What copper can tell us about the EM crisis
What copper can tell us about the EM crisis: It is no secret that the fate of many emerging markets is tied to the prices of commodities, including copper. But the correlation between copper prices and EM equities as measured by the MSCI index have risen to a six-year high in August, says Colby Smith for the FT who suggests that portfolio investors could need to take a look at the correlation when making decisions on EMs. And the key is China, as emerging markets copper producers, who dominate global supply, are heavily reliant on the state of the Chinese economy, and particularly, how it is impacted by monetary policy.

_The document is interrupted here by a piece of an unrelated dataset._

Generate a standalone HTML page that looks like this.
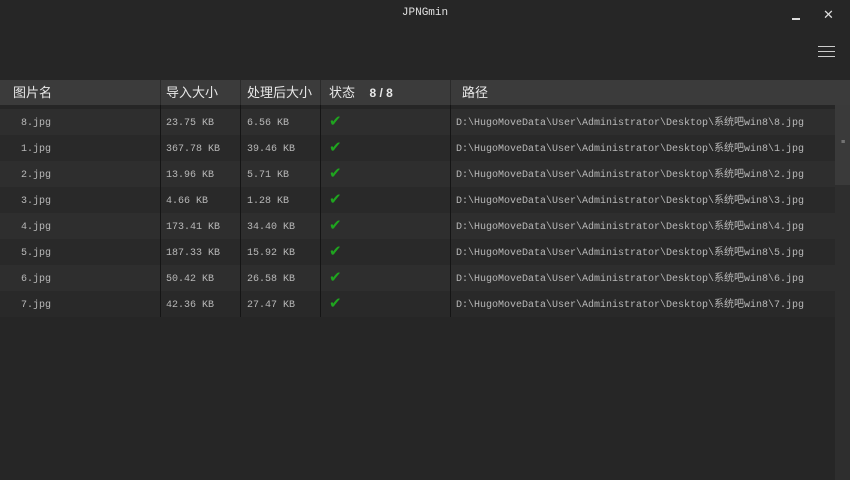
<!DOCTYPE html><html><head><meta charset="utf-8"><style>
*{margin:0;padding:0;box-sizing:border-box}
body{width:850px;height:480px;background:#262626;overflow:hidden;position:relative;font-family:"Liberation Mono","Noto Sans CJK SC",monospace;color:#b8b8b8}
.title{position:absolute;top:7px;left:0;width:850px;text-align:center;font-size:11px;color:#e0e0e0;line-height:12px}
.min{position:absolute;left:792px;top:18px;width:8px;height:2px;background:#ddd}
.x{position:absolute;left:823px;top:8px;font-size:13px;color:#ddd;font-family:"DejaVu Sans",sans-serif;font-weight:bold}
.menu{position:absolute;left:818px;top:46px;width:17px}
.menu i{display:block;height:1px;background:#ccc;margin-bottom:4px}
.hdr{position:absolute;top:80px;left:0;width:850px;height:25px;background:#3b3b3b;font-family:"Liberation Sans","Noto Sans CJK SC",sans-serif;font-size:13px;color:#e8e8e8}
.hdr span{position:absolute;top:4px;line-height:17px}
.hsep{position:absolute;top:80px;width:1px;height:25px;background:#2a2a2a}
.row{position:absolute;left:0;width:835px;height:26px;font-size:10px}
.row span{position:absolute;top:9px;line-height:12px;white-space:nowrap}
.vs{position:absolute;top:105px;width:1px;height:212px;background:#151515}
.sb{position:absolute;left:835px;top:105px;width:15px;height:375px;background:#2e2e2e}
.th{position:absolute;left:835px;top:105px;width:15px;height:80px;background:#3a3a3a}
.row .ck{color:#1fa51f;font-family:"DejaVu Sans",sans-serif;font-size:15px;top:5px;left:329px;line-height:15px}
</style></head><body>
<div class="title">JPNGmin</div>
<div class="min"></div><div class="x">✕</div>
<div class="menu"><i></i><i></i><i></i></div>
<div class="hdr"><span style="left:13px">图片名</span><span style="left:166px">导入大小</span><span style="left:247px">处理后大小</span><span style="left:329px">状态&nbsp;&nbsp;&nbsp;&nbsp;<b style="font-weight:bold;font-size:12px">8 / 8</b></span><span style="left:462px">路径</span></div>
<div class="hsep" style="left:160px"></div><div class="hsep" style="left:240px"></div><div class="hsep" style="left:320px"></div><div class="hsep" style="left:450px"></div>
<div class="row" style="top:109px;background:#2e2e2e"><span style="left:21px">8.jpg</span><span style="left:166px">23.75 KB</span><span style="left:247px">6.56 KB</span><span class="ck">✔</span><span style="left:456px">D:\HugoMoveData\User\Administrator\Desktop\系统吧win8\8.jpg</span></div>
<div class="row" style="top:135px;background:#292929"><span style="left:21px">1.jpg</span><span style="left:166px">367.78 KB</span><span style="left:247px">39.46 KB</span><span class="ck">✔</span><span style="left:456px">D:\HugoMoveData\User\Administrator\Desktop\系统吧win8\1.jpg</span></div>
<div class="row" style="top:161px;background:#2e2e2e"><span style="left:21px">2.jpg</span><span style="left:166px">13.96 KB</span><span style="left:247px">5.71 KB</span><span class="ck">✔</span><span style="left:456px">D:\HugoMoveData\User\Administrator\Desktop\系统吧win8\2.jpg</span></div>
<div class="row" style="top:187px;background:#292929"><span style="left:21px">3.jpg</span><span style="left:166px">4.66 KB</span><span style="left:247px">1.28 KB</span><span class="ck">✔</span><span style="left:456px">D:\HugoMoveData\User\Administrator\Desktop\系统吧win8\3.jpg</span></div>
<div class="row" style="top:213px;background:#2e2e2e"><span style="left:21px">4.jpg</span><span style="left:166px">173.41 KB</span><span style="left:247px">34.40 KB</span><span class="ck">✔</span><span style="left:456px">D:\HugoMoveData\User\Administrator\Desktop\系统吧win8\4.jpg</span></div>
<div class="row" style="top:239px;background:#292929"><span style="left:21px">5.jpg</span><span style="left:166px">187.33 KB</span><span style="left:247px">15.92 KB</span><span class="ck">✔</span><span style="left:456px">D:\HugoMoveData\User\Administrator\Desktop\系统吧win8\5.jpg</span></div>
<div class="row" style="top:265px;background:#2e2e2e"><span style="left:21px">6.jpg</span><span style="left:166px">50.42 KB</span><span style="left:247px">26.58 KB</span><span class="ck">✔</span><span style="left:456px">D:\HugoMoveData\User\Administrator\Desktop\系统吧win8\6.jpg</span></div>
<div class="row" style="top:291px;background:#292929"><span style="left:21px">7.jpg</span><span style="left:166px">42.36 KB</span><span style="left:247px">27.47 KB</span><span class="ck">✔</span><span style="left:456px">D:\HugoMoveData\User\Administrator\Desktop\系统吧win8\7.jpg</span></div>
<div class="vs" style="left:160px"></div><div class="vs" style="left:240px"></div><div class="vs" style="left:320px"></div><div class="vs" style="left:450px"></div>
<div class="sb"></div><div class="th"></div>
<div style="position:absolute;left:841px;top:139px;font-size:7px;color:#aaa;line-height:8px">≡</div>
</body></html>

What is it telling us now? The prices appear to correlate with the emerging markets recovery, with prices climbing 5% since mid-September after a 14% drop in June. This happening concurrently with the People’s Bank of China apparent relaxing of monetary policy in response to the trade war with the Trump Administration. “New rules forcing banks to recognize non-performing loans and efforts to crackdown on local government lending have since given way to lower reserve requirement ratios for banks, tax cuts and billions in cash injections from the People’s Bank of China…These measures, plus the streamlined approval process for forthcoming infrastructure projects, should more than make up for the economic drag produced by the tariff tit-for-tat between the US and China.” Growth in China is expected to hold steady in 2018 by both JP Morgan and Barclays.
This is all looking good…for now: While this balance between fiscal and monetary policy in China are helping keep prices up, JP Morgan warns that should the renminbi weaken further from here, copper’s recent rebound could quickly unravel.” Looser Chinese monetary policy ensures that the US dollar will become an ever higher yielder versus the renminbi for the rest of the cycle, such that a cyclical negative from rate differentials aggravates a structural negative from China’s ongoing loss of a current account surplus,” J.P. Morgan’s John Normand says. This could mean bigger headaches to come for EMs.